Task details
Lines holding the string "components" are the ones to copy from this listing.

Data block
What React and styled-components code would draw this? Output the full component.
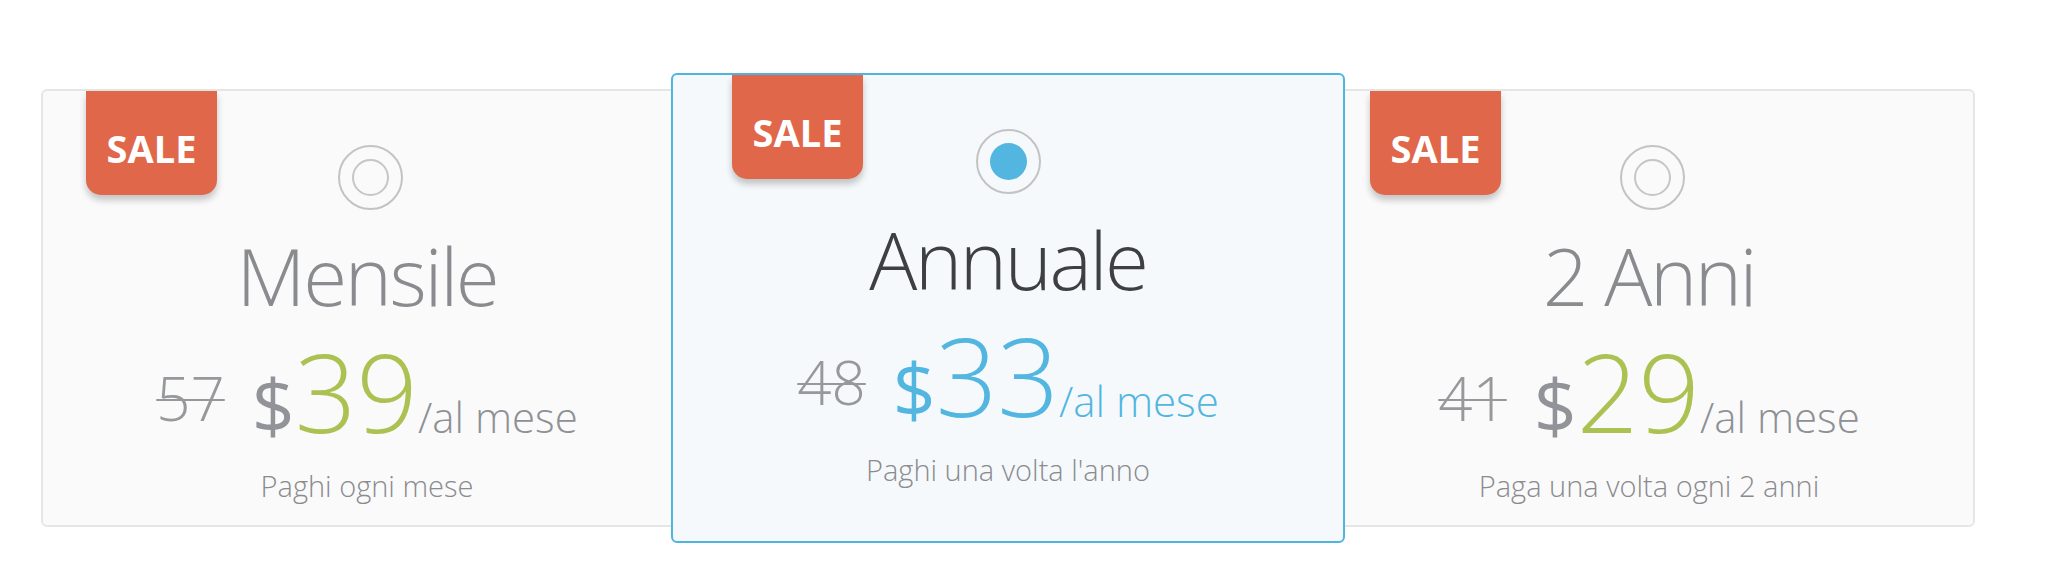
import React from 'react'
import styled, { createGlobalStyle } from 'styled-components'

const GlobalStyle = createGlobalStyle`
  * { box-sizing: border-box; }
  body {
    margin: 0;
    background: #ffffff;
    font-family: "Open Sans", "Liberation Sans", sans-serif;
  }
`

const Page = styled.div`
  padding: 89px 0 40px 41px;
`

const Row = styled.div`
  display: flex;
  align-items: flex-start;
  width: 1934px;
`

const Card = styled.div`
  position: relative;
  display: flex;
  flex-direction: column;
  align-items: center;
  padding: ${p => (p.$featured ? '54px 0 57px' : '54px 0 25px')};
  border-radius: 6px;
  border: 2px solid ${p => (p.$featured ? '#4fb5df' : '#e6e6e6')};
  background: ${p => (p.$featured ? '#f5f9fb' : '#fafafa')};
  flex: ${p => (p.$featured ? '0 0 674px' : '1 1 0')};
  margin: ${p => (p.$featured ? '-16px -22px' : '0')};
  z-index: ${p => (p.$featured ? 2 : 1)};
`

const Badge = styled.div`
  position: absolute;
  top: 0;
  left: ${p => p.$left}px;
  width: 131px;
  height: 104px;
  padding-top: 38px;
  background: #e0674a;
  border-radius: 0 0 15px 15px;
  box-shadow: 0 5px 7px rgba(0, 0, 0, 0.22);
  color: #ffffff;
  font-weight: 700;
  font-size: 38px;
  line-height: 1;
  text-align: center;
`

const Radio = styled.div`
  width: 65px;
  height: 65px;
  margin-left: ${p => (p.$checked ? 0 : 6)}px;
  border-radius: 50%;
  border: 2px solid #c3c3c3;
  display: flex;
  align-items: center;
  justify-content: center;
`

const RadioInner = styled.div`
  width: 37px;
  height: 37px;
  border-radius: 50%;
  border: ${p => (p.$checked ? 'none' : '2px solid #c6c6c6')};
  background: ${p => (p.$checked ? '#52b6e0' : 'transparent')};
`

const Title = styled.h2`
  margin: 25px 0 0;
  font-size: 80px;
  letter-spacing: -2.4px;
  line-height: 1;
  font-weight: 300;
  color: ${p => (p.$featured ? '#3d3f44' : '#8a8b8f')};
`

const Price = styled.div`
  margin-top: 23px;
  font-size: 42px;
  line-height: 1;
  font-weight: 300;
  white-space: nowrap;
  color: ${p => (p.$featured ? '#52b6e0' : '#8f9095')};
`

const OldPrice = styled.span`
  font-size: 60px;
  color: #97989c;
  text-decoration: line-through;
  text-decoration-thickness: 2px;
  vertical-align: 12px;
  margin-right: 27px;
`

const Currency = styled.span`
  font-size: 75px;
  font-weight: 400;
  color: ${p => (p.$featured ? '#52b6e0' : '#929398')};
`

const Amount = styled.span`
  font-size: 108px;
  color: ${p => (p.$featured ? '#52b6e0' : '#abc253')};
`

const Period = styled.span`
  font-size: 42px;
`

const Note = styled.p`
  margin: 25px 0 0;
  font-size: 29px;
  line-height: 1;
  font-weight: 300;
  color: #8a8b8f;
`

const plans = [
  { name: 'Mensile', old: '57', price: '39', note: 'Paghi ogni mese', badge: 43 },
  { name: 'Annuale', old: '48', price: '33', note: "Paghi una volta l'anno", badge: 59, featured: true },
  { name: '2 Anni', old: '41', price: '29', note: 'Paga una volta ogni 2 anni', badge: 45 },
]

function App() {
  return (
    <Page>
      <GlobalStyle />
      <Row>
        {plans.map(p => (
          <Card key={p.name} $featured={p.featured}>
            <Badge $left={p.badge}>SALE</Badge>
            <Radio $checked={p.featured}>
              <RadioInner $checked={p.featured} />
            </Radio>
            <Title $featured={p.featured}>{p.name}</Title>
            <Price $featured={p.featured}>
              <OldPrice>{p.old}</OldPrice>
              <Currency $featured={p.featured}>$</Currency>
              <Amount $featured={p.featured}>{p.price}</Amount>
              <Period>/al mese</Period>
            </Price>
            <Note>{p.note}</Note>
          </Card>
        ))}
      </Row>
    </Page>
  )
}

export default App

Finished exercise
What React and styled-components code would draw this? Output the full component.
import styled, { createGlobalStyle } from 'styled-components'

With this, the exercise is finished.